4. REVENUE SHARING. WNI and Partner shall share revenue generated as a result
of WebTV Network traffic on Partner Content pages (as determined by usage
originating from the xxxxx.xxx domain). Revenue sharing shall be conducted
according to Exhibit C.
5. PROMOTIONS AND CO-MARKETING. The parties agree to the types of marketing
promotions and co-marketing opportunities as described in Exhibit D, as
well as the distribution, ownership and sharing of subscriber information
and statistical data described in Exhibit D.

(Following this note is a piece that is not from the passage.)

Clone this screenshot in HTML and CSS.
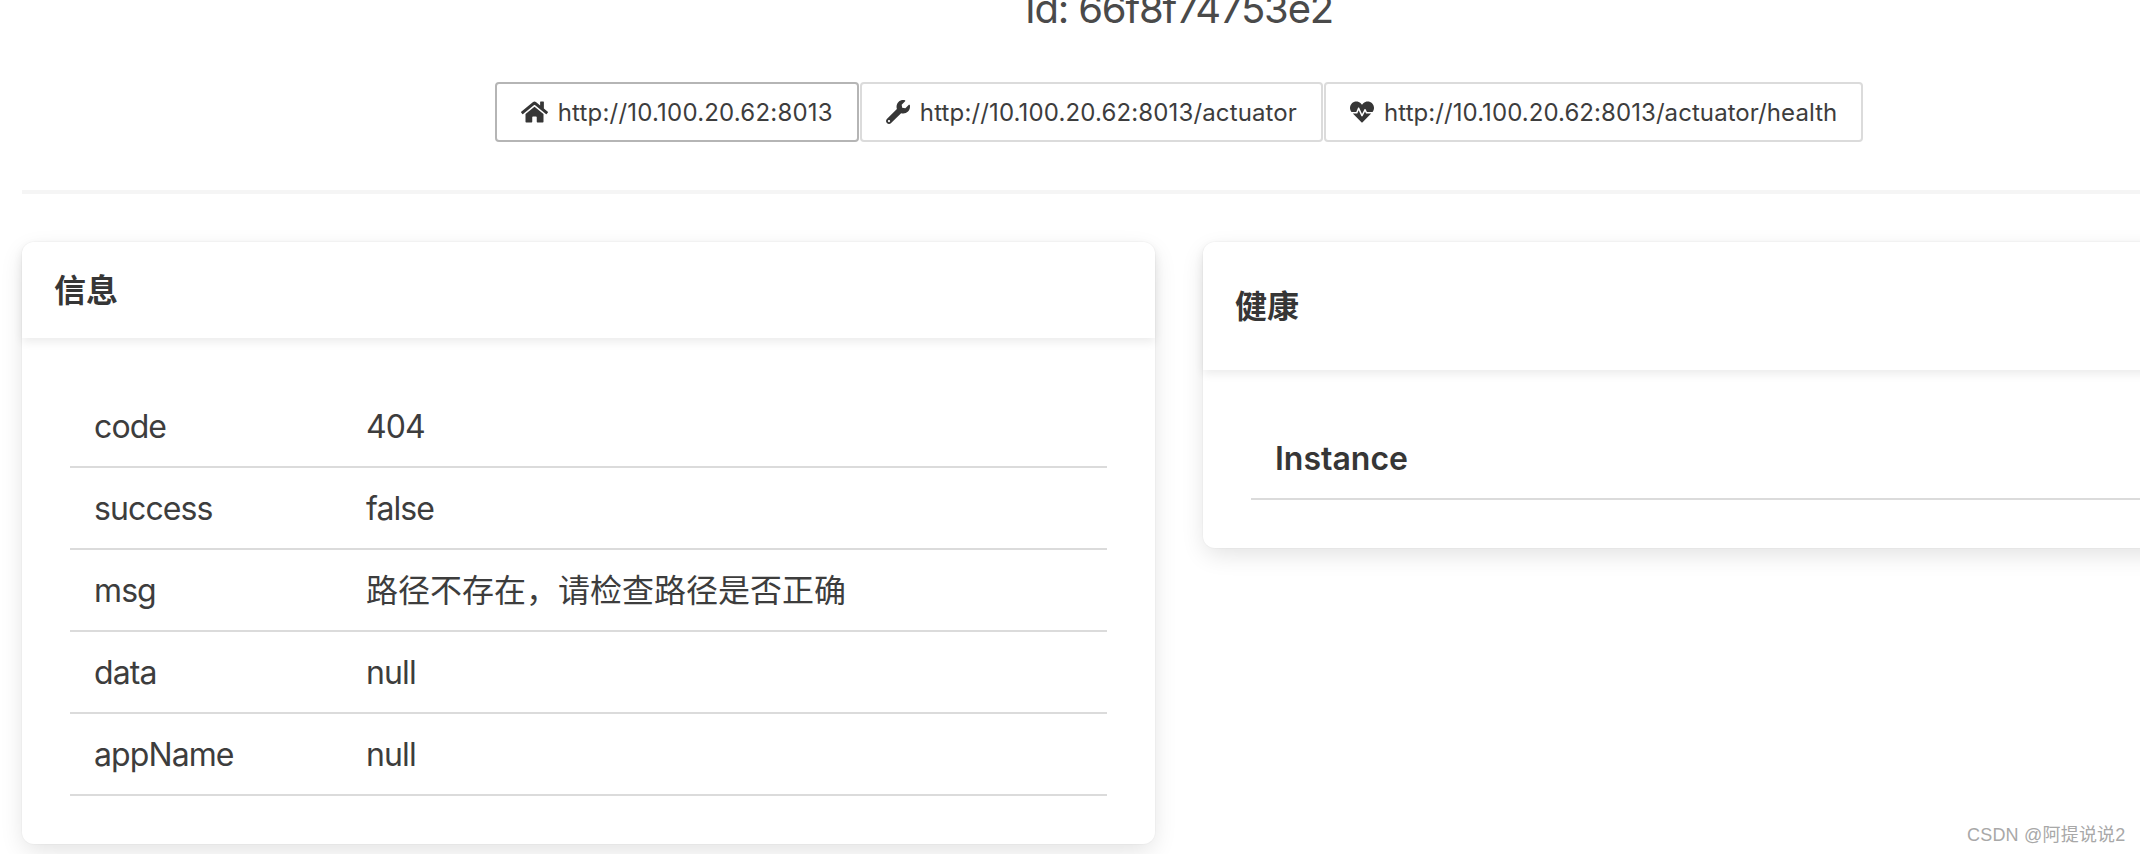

6. UI OWNERSHIP AND EDITORIAL CONTROL. The parties will cooperate to insure
that the user interface will be of the highest quality in terms of style,
graphics and functionality. Both parties shall retain ownership, and
control use of their respective marks, copyrights logos, look-and-feel, and
any other proprietary materials and content, except that the parties agree
that any unique look-and-feel developed for use with the WebTV Network, as
identified and agreed by the parties, and therefore identifiable with the
WebTV Network shall be used exclusively for WNI. In addition, the parties
agree that Partner shall maintain creative and editorial control over
Partner Content featured on the WebTV Network and shall use its best
efforts to ensure that all Content is of the highest quality and
appropriateness for the WebTV Network, except that WNI shall have the right
to object to materials which it deems inappropriate or objectionable (see
"Objectionable Material" in the Definitions (Exhibit A) and in Featuring of
Content (Exhibit B)), whereupon Partner agrees that such materials may be
blocked, at WNI's expense, from viewing over the WebTV Network (if another
solution cannot be agreed to).
7. CUSTOMER SUPPORT. Partner shall provide WNI with the following support
services (the "Primary Support") within thirty (30) days after the
execution of this Agreement, so that WNI may provide WebTV users with the
necessary customer support (the "Secondary Support") for Partner Content:
i.) Answers to the most frequently asked questions (FAQs) and periodic
updates as necessary; ii.) Direct basic training of WNI customer support
personnel with respect to the Partner Content; iii). A 24-hour,
7-day-a-week live Partner support contact who shall be available to answer
all reasonable questions and address problems regarding the operation of
the Partner Content and iv.) Forward to a URL specified by WNI on an
ongoing basis all specific support and feedback-related e-mails from WebTV
users to Partner. In the event that the Partner Content exceeds WNI's
service capacity (approximately 25 calls per day or calls exceeding 20
minutes), WNI shall provide written notice to Partner of this problem and
the two parties shall work together to resolve the problem within 48 hours.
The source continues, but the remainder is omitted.